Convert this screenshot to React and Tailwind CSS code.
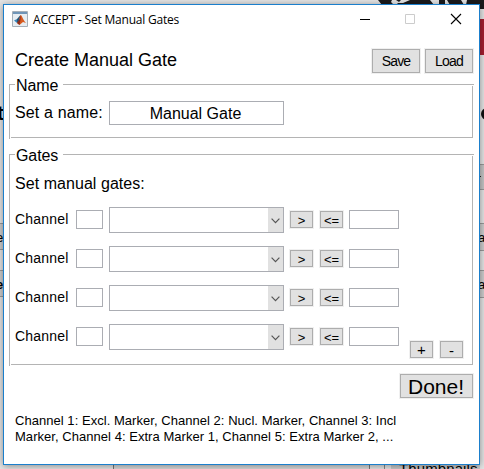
import React from 'react';

const font = "font-['Liberation_Sans',Arial,sans-serif]";

function Button({ className = '', children }) {
  return (
    <button
      className={`flex shrink-0 items-center justify-center whitespace-nowrap border border-[#adadad] bg-[#e1e1e1] text-black ring-1 ring-[#f0f0f0] ${className}`}
    >
      {children}
    </button>
  );
}

function Panel({ title, className, children }) {
  return (
    <section className={`relative ml-[5px] w-[464px] border border-[#b4b4b4] ${className}`}>
      <h2 className="absolute -top-[10px] left-[5px] h-[19px] w-[48px] bg-white pl-px text-[16px] leading-[21px] tracking-[-0.1px]">
        {title}
      </h2>
      <i className="absolute -right-[2px] -top-px h-px w-px bg-[#b4b4b4]" />
      <i className="absolute -right-px top-0 h-px w-px bg-white" />
      <i className="absolute -bottom-[2px] -left-px h-px w-px bg-[#b4b4b4]" />
      <i className="absolute -bottom-px left-0 h-px w-px bg-white" />
      {children}
    </section>
  );
}

function GateRow() {
  return (
    <div className="flex h-[26px] items-center">
      <span className="w-[61px] pb-[2px] text-[14px] leading-[16px] tracking-[0.2px]">Channel</span>
      <div className="-mt-px h-[19px] w-[27px] border border-[#abadb3]" />
      <div className="ml-[6px] flex h-[26px] w-[175px] justify-end border border-[#abadb3]">
        <div className="flex w-[15px] items-center justify-center bg-[#e1e1e1]">
          <svg className="mt-[2px] h-[6px] w-[9px]" viewBox="0 0 9 6" fill="none" stroke="#555" strokeWidth="1.2">
            <path d="M.6 .7 4.5 4.6 8.4 .7" />
          </svg>
        </div>
      </div>
      <Button className="-mt-px ml-[6px] h-[17px] w-[23px] text-[13px]"><span className="pt-[2px]">&gt;</span></Button>
      <Button className="-mt-px ml-[7px] h-[17px] w-[23px] text-[13px]"><span className="pt-[2px]">&lt;=</span></Button>
      <div className="-mt-px ml-[6px] h-[19px] w-[50px] border border-[#abadb3]" />
    </div>
  );
}

function Backdrop() {
  return (
    <div className="absolute inset-0 overflow-hidden bg-[#e4e4e4]">
      <svg className="absolute left-[376px] top-0 h-[10px] w-[108px]" viewBox="0 0 108 10" fill="#1a1a1c">
        <path d="M2 0h14l-1 2 3 3H6zM20 0h5l-2 2zM34 0h20l4 5H20l2-2h5zM63 0h6v5h-6zM71 0h14l3 5H74zM91 0h17v9h-4V5H90z" />
      </svg>
      <div className="absolute left-[479px] top-[19px] h-[36px] w-[5px] bg-[#a31f2f]" />
      <div className="absolute left-[481px] top-[108px] h-[12px] w-[12px] rounded-full bg-[#111]" />
      <div className="absolute -left-[3px] top-[102px] text-[20px] font-bold leading-[22px]">t</div>
      <div className="absolute left-0 top-[223px] h-[27px] w-[4px] border-y border-[#999] bg-[#ccc] text-[13px] leading-[27px]"><span className="-ml-[4px]">e</span></div>
      <div className="absolute left-0 top-[270px] h-[27px] w-[4px] border-y border-[#999] bg-[#ccc] text-[13px] font-bold leading-[27px]"><span className="-ml-[4px]">e</span></div>
      <div className="absolute left-[478px] top-[164px] h-[26px] w-[8px] border-y border-[#999] bg-[#c4c4c4]">
        <div className="ml-[2px] mt-[11px] h-px w-px bg-[#222]" />
      </div>
      <div className="absolute left-[478px] top-[223px] h-[28px] w-[8px] border-y border-[#999] bg-[#ccc] text-[13px] leading-[27px]">a</div>
      <div className="absolute left-[478px] top-[270px] h-[28px] w-[8px] border-y border-[#999] bg-[#ccc] text-[13px] leading-[27px]">a</div>
      <div className="absolute left-[113px] top-[465px] h-[4px] w-[257px] border-x border-[#777] bg-[#d8d8d8]" />
      <div className="absolute left-[384px] top-[465px] h-[4px] w-px bg-[#888]" />
      <div className="absolute left-[391px] top-[459px] h-[20px] w-[89px] bg-[#c8c8c8] pl-[8px] text-[15px] leading-[20px] tracking-[0.1px]">Thumbnails</div>
    </div>
  );
}

export default function App() {
  return (
    <main className={`relative h-[469px] w-[484px] overflow-hidden text-black ${font}`}>
      <Backdrop />
      <div className="absolute left-[3px] top-[4px] flex h-[461px] w-[477px] flex-col border border-[#1b7fcc] bg-white shadow-[0_1px_7px_rgba(0,0,0,0.4)]">
        <header className="flex h-[29px] items-start pl-[8px]">
          <svg className="mt-[6px] h-[16px] w-[16px]" viewBox="0 0 16 16">
            <path d="M.5 .5h15v15H.5z" fill="#e7edf2" stroke="#a5afb8" />
            <path d="M1 1h14v2H1z" fill="#6f95b8" />
            <path d="M2 9.5 5 8l2 1.5L5 12z" fill="#3983b9" />
            <path d="M5 8 8.5 4 7 10 5 12z" fill="#275675" />
            <path d="M8.5 4C10 4 11 9 14 12L11 11 7.5 14 5 12 7 10z" fill="#d75b20" />
            <path d="M8.5 4C9 7 8 12 7.5 14L5 12 7 9z" fill="#8c2d1d" />
          </svg>
          <h1 className="ml-[5px] mt-[7px] flex-1 whitespace-nowrap font-['Open_Sans','Noto_Sans',sans-serif] text-[12px] leading-[16px] tracking-[-0.2px]">ACCEPT - Set Manual Gates</h1>
          <svg className="mr-[16px] mt-[8px] h-[12px] w-[103px]" viewBox="0 0 103 12" fill="none">
            <path d="M0 6.5h10" stroke="#000" />
            <path d="M45.5 1.5h9v9h-9z" stroke="#ccc" />
            <path d="M91 1 101 11M101 1 91 11" stroke="#000" strokeWidth="1.1" />
          </svg>
        </header>
        <div className="flex h-[50px] pl-[11px] pt-[15px]">
          <p className="w-[357px] pt-px text-[18px] leading-[20px]">Create Manual Gate</p>
          <Button className="h-[24px] w-[48px] text-[14px] tracking-[-0.8px]"><span className="pt-px">Save</span></Button>
          <Button className="ml-[5px] h-[24px] w-[48px] text-[14px] tracking-[-0.8px]"><span className="pt-px">Load</span></Button>
        </div>
        <Panel title="Name" className="h-[54px]">
          <div className="flex pl-[5px] pt-[16px]">
            <label className="w-[94px] pt-[3px] text-[16px] leading-[18px] tracking-[0.15px]">Set a name:</label>
            <div className="h-[24px] w-[175px] border border-[#abadb3] pr-[2px] text-center text-[16px] leading-[24px]">Manual Gate</div>
          </div>
        </Panel>
        <Panel title="Gates" className="mt-[16px] h-[211px]">
          <p className="ml-[5px] mt-[20px] text-[16px] leading-[18px] tracking-[0.05px]">Set manual gates:</p>
          <div className="ml-[5px] mt-[14px] flex flex-col gap-[13px]">
            <GateRow />
            <GateRow />
            <GateRow />
            <GateRow />
          </div>
          <div className="-mt-[9px] ml-[400px] flex gap-[7px]">
            <Button className="h-[17px] w-[23px] text-[15px]"><span className="pt-[2px]">+</span></Button>
            <Button className="h-[17px] w-[23px] text-[15px]"><span className="pt-[3px]">-</span></Button>
          </div>
        </Panel>
        <Button className="ml-[396px] mt-[9px] h-[24px] w-[73px] text-[21px] leading-[24px]"><span className="pr-px pt-px">Done!</span></Button>
        <p className="ml-[11px] mt-[15px] whitespace-nowrap text-[13px] leading-[16px] tracking-[0.04px]">
          Channel 1: Excl. Marker, Channel 2: Nucl. Marker, Channel 3: Incl
          <br />
          Marker, Channel 4: Extra Marker 1, Channel 5: Extra Marker 2, ...
        </p>
      </div>
    </main>
  );
}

◆ **WHAT IS BEING ASKED**
Only the number is wanted: how many lines contain the string "React"?

◆ **EXPECTED ANSWER**
2